The full body has really kicked in now with just a couple inches to go. Manny Mota! Holy cow! My head is doing a Linda Blair.

The black pepper has hit like the soldiers at Normandy. The cocoa and coffee rise like a phoenix. Ai-Chee-Wa-Wa!

What a difference. The cigar’s flavor profile has made a huge left turn. I should also note that during this entire experience, only once has the ash fallen from the foot. I now have a 1.5” ash hanging on brilliantly.

Ahhh…the band has too much glue on it and I don’t know if I can get it off in one piece. I carefully use my best folding knife to cut the band off with only the slightest damage to the wrapper. It jars the ash into falling on my lap. A sad day at Black Rock.
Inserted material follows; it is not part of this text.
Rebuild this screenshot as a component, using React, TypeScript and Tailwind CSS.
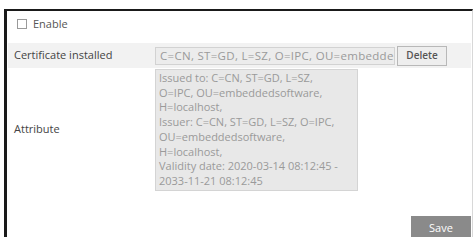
export default function App() {
  const attr = [
    "Issued to: C=CN, ST=GD, L=SZ,",
    "O=IPC, OU=embeddedsoftware,",
    "H=localhost,",
    "Issuer: C=CN, ST=GD, L=SZ, O=IPC,",
    "OU=embeddedsoftware,",
    "H=localhost,",
    "Validity date: 2020-03-14 08:12:45 -",
    "2033-11-21 08:12:45",
  ];

  return (
    <div
      className="w-[473px] h-[237px] overflow-hidden bg-white pt-[9px] pl-[4px]"
      style={{ fontFamily: '"Open Sans", "Noto Sans", sans-serif' }}
    >
      <div className="h-[240px] border-t-2 border-l-[3px] border-t-[#1a1a1a] border-l-[#1a1a1a] border-r border-r-[#d8d8d8] flex flex-col">
        {/* Enable */}
        <div className="flex items-center gap-[6px] pl-[10px] pt-[5px] h-[21px]">
          <span className="w-[10px] h-[10px] border border-[#9a9a9a] bg-white" />
          <span className="text-[11px] text-[#555]">Enable</span>
        </div>

        {/* Certificate installed */}
        <div className="mt-[11px] ml-[1px] mr-[1px] h-[25px] bg-[#f2f2f2] flex items-center">
          <div className="w-[147px] pl-[6px] text-[11px] text-[#444]">Certificate installed</div>
          <input
            readOnly
            value="C=CN, ST=GD, L=SZ, O=IPC, OU=embeddedsoftware"
            className="w-[240px] h-[18px] border border-[#d2d2d2] bg-[#ececec] pl-[4px] outline-none text-[11.5px] tracking-[0.3px] text-[#9a9a9a]"
            style={{ fontFamily: '"Open Sans", "Noto Sans", sans-serif' }}
          />
          <button className="ml-[2px] w-[50px] h-[20px] border border-[#b8b8b8] bg-[#eeeeee] text-[10px] font-semibold text-[#555]">
            Delete
          </button>
        </div>

        {/* Attribute */}
        <div className="ml-[1px] flex items-center">
          <div className="w-[147px] pl-[6px] text-[11px] text-[#444]">Attribute</div>
          <div className="w-[203px] h-[122px] mt-[1px] border border-[#d4d4d4] bg-[#e8e8e8] px-[3px] pt-[1px] text-[11px] leading-[14.7px] text-[#9a9a9a]">
            {attr.map((l, i) => (
              <div key={i} className="whitespace-nowrap">{l}</div>
            ))}
          </div>
        </div>

        {/* Save */}
        <div className="flex justify-end pr-[1px] mt-[25px]">
          <button className="w-[60px] h-[24px] bg-[#8a8a8a] text-white text-[11px]">Save</button>
        </div>
      </div>
    </div>
  );
}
I finish out the cigar and am very pleased with its performance. Since I smoke and write at the same time, I don’t retract my thoughts or opinions on what I experienced at the time.

The point where I glued the wrapper has come loose. And now I must hole the wrapper each time I put the cigar to my mouth.

In summary, I can recommend this cigar only if you are bucks up. The novelty and scarceness of the cigar does not make it worth $16. I enjoyed it but after I smoke the second in my possession in a couple of months, that’s it for me.



2 replies

  1. Reblogged this on Cigar & Brew Review.

  2. Someone should drop a line to Drew Estates and tell them how to glue a cap on. Every liga cigar I smoke has the cap unravel when it gets wet. Even there PAPAS FRITA’s have to be carefully cut or have the cigar totally unravel. Very frustrating! you would think with the high prices he’s getting he could have better caps! And yes I think his cigars a way over priced. Just my 2 cent’s on this.